* Work to complete
Work out how many lines of the data hold the string "React", and reply with that number alone.

* Source material
⁂

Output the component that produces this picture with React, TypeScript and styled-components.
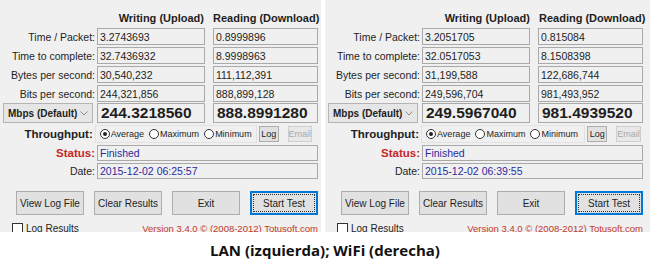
import React from 'react';
import styled, { createGlobalStyle } from 'styled-components';

const Global = createGlobalStyle`
  html, body {
    margin: 0;
    padding: 0;
    background: #ffffff;
  }
  body {
    font-family: 'Liberation Sans', Arial, sans-serif;
  }
`;

const Page = styled.div`
  width: 650px;
  height: 276px;
  display: flex;
  flex-direction: column;
  background: #ffffff;
  overflow: hidden;
`;

const Panels = styled.div`
  display: flex;
  gap: 4px;
  height: 232px;
`;

const Panel = styled.div<{ $width: number }>`
  width: ${(p) => p.$width}px;
  height: 232px;
  background: #f0f0f0;
  overflow: hidden;
  padding-top: 10px;
  box-sizing: border-box;
  display: flex;
  flex-direction: column;
  font-size: 10.5px;
  color: #1e1e1e;
`;

const Row = styled.div<{ $h: number; $top?: number }>`
  display: flex;
  align-items: center;
  height: ${(p) => p.$h}px;
  margin-top: ${(p) => p.$top ?? 2}px;
  flex-shrink: 0;
`;

const Label = styled.div<{ $bold?: boolean; $red?: boolean }>`
  width: 95px;
  margin-right: 2px;
  text-align: right;
  white-space: nowrap;
  font-weight: ${(p) => (p.$bold ? 700 : 400)};
  font-size: ${(p) => (p.$bold ? '11.5px' : '10.5px')};
  color: ${(p) => (p.$red ? '#c62828' : '#1e1e1e')};
`;

const ColHead = styled.div<{ $w: number; $align: 'left' | 'right' }>`
  width: ${(p) => p.$w}px;
  text-align: ${(p) => p.$align};
  font-weight: 700;
  font-size: 11px;
  white-space: nowrap;
  padding-left: ${(p) => (p.$align === 'left' ? '1px' : '0')};
  box-sizing: border-box;
`;

const Box = styled.div<{ $w: number; $big?: boolean; $blue?: boolean }>`
  width: ${(p) => p.$w}px;
  height: 100%;
  box-sizing: border-box;
  border: 1px solid #a9a9a9;
  background: #f0f0f0;
  display: flex;
  align-items: center;
  padding-left: ${(p) => (p.$big ? '3px' : '2px')};
  white-space: nowrap;
  overflow: hidden;
  font-weight: ${(p) => (p.$big ? 700 : 400)};
  font-size: ${(p) => (p.$big ? '15.5px' : '10.5px')};
  color: ${(p) => (p.$blue ? '#2b2b9e' : '#1e1e1e')};
`;

const Spacer = styled.div<{ $w: number }>`
  width: ${(p) => p.$w}px;
  flex-shrink: 0;
`;

const Select = styled.div`
  width: 90px;
  height: 100%;
  margin-left: 3px;
  margin-right: 4px;
  box-sizing: border-box;
  border: 1px solid #b4b4b4;
  background: #e6e6e6;
  display: flex;
  align-items: center;
  justify-content: space-between;
  padding: 0 4px;
  font-weight: 700;
  font-size: 10px;
  white-space: nowrap;
`;

const Caret = styled.svg`
  width: 8px;
  height: 5px;
  flex-shrink: 0;
`;

const RadioGroup = styled.div`
  width: 166px;
  height: 100%;
  box-sizing: border-box;
  border: 1px solid #e2e2e2;
  display: flex;
  align-items: center;
  gap: 5px;
  padding-left: 4px;
  margin-right: 2px;
  overflow: hidden;
`;

const RadioItem = styled.label`
  display: flex;
  align-items: center;
  gap: 1px;
  white-space: nowrap;
  font-size: 9px;
`;

const RadioDot = styled.span<{ $on?: boolean }>`
  width: 10px;
  height: 10px;
  box-sizing: border-box;
  border-radius: 50%;
  border: 1px solid #333333;
  background: #ffffff;
  display: flex;
  align-items: center;
  justify-content: center;
  &::after {
    content: '';
    width: 4px;
    height: 4px;
    border-radius: 50%;
    background: ${(p) => (p.$on ? '#222222' : 'transparent')};
  }
`;

const SmallButton = styled.div<{ $disabled?: boolean }>`
  width: ${(p) => (p.$disabled ? '25px' : '20px')};
  height: 16px;
  box-sizing: border-box;
  border: 1px solid ${(p) => (p.$disabled ? '#cfcfcf' : '#adadad')};
  background: ${(p) => (p.$disabled ? '#e8e8e8' : '#e1e1e1')};
  color: ${(p) => (p.$disabled ? '#a8a8a8' : '#1e1e1e')};
  display: flex;
  align-items: center;
  justify-content: center;
  font-size: 9px;
  margin-right: 9px;
  overflow: hidden;
`;

const ButtonRow = styled.div`
  display: flex;
  gap: 10px;
  margin-top: 12px;
  margin-left: 16px;
  height: 24px;
  flex-shrink: 0;
`;

const Button = styled.div<{ $focused?: boolean }>`
  width: 68px;
  height: 24px;
  box-sizing: border-box;
  border: 1px solid ${(p) => (p.$focused ? '#0078d7' : '#adadad')};
  box-shadow: ${(p) => (p.$focused ? 'inset 0 0 0 1px #0078d7' : 'none')};
  background: #e1e1e1;
  display: flex;
  align-items: center;
  justify-content: center;
  font-size: 10px;
  white-space: nowrap;
  position: relative;
  &::after {
    content: '';
    display: ${(p) => (p.$focused ? 'block' : 'none')};
    position: absolute;
    inset: 2px;
    border: 1px dotted #333333;
  }
`;

const Footer = styled.div`
  display: flex;
  align-items: center;
  justify-content: space-between;
  margin-top: 7px;
  margin-left: 12px;
  width: 306px;
  height: 12px;
  flex-shrink: 0;
`;

const CheckLabel = styled.div`
  display: flex;
  align-items: center;
  gap: 3px;
  font-size: 10px;
`;

const CheckBox = styled.span`
  width: 11px;
  height: 11px;
  box-sizing: border-box;
  border: 1px solid #333333;
  background: #ffffff;
`;

const Version = styled.div`
  color: #c0392b;
  font-size: 9.5px;
  white-space: nowrap;
`;

const Caption = styled.div`
  flex: 1;
  display: flex;
  justify-content: center;
  padding-top: 8px;
  font-family: 'Open Sans', 'Noto Sans', sans-serif;
  font-weight: 700;
  font-size: 15px;
  color: #111111;
`;

type Result = {
  width: number;
  rows: [string, string, string][];
  writeMbps: string;
  readMbps: string;
  date: string;
};

const results: Result[] = [
  {
    width: 321,
    rows: [
      ['Time / Packet:', '3.2743693', '0.8999896'],
      ['Time to complete:', '32.7436932', '8.9998963'],
      ['Bytes per second:', '30,540,232', '111,112,391'],
      ['Bits per second:', '244,321,856', '888,899,128'],
    ],
    writeMbps: '244.3218560',
    readMbps: '888.8991280',
    date: '2015-12-02 06:25:57',
  },
  {
    width: 325,
    rows: [
      ['Time / Packet:', '3.2051705', '0.815084'],
      ['Time to complete:', '32.0517053', '8.1508398'],
      ['Bytes per second:', '31,199,588', '122,686,744'],
      ['Bits per second:', '249,596,704', '981,493,952'],
    ],
    writeMbps: '249.5967040',
    readMbps: '981.4939520',
    date: '2015-12-02 06:39:55',
  },
];

const TestPanel = ({ data }: { data: Result }) => (
  <Panel $width={data.width}>
    <Row $h={16} $top={0}>
      <Spacer $w={97} />
      <ColHead $w={108} $align="right">Writing (Upload)</ColHead>
      <Spacer $w={8} />
      <ColHead $w={110} $align="left">Reading (Download)</ColHead>
    </Row>
    {data.rows.map(([label, w, r]) => (
      <Row key={label} $h={17}>
        <Label>{label}</Label>
        <Box $w={108}>{w}</Box>
        <Spacer $w={8} />
        <Box $w={105}>{r}</Box>
      </Row>
    ))}
    <Row $h={20} $top={1}>
      <Select>
        Mbps (Default)
        <Caret viewBox="0 0 8 5">
          <path d="M0.5 0.5 L4 4 L7.5 0.5" fill="none" stroke="#8a8a8a" strokeWidth="1" />
        </Caret>
      </Select>
      <Box $w={108} $big>{data.writeMbps}</Box>
      <Spacer $w={8} />
      <Box $w={105} $big>{data.readMbps}</Box>
    </Row>
    <Row $h={18}>
      <Label $bold>Throughput:</Label>
      <RadioGroup>
        <RadioItem><RadioDot $on />Average</RadioItem>
        <RadioItem><RadioDot />Maximum</RadioItem>
        <RadioItem><RadioDot />Minimum</RadioItem>
      </RadioGroup>
      <SmallButton>Log</SmallButton>
      <SmallButton $disabled>Email</SmallButton>
    </Row>
    <Row $h={16}>
      <Label $bold $red>Status:</Label>
      <Box $w={221} $blue>Finished</Box>
    </Row>
    <Row $h={16}>
      <Label>Date:</Label>
      <Box $w={221} $blue>{data.date}</Box>
    </Row>
    <ButtonRow>
      <Button>View Log File</Button>
      <Button>Clear Results</Button>
      <Button>Exit</Button>
      <Button $focused>Start Test</Button>
    </ButtonRow>
    <Footer>
      <CheckLabel><CheckBox />Log Results</CheckLabel>
      <Version>Version 3.4.0  © (2008-2012) Totusoft.com</Version>
    </Footer>
  </Panel>
);

const App = () => (
  <Page>
    <Global />
    <Panels>
      {results.map((r) => (
        <TestPanel key={r.date} data={r} />
      ))}
    </Panels>
    <Caption>LAN (izquierda); WiFi (derecha)</Caption>
  </Page>
);

export default App;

⁂

* Solution for this problem
2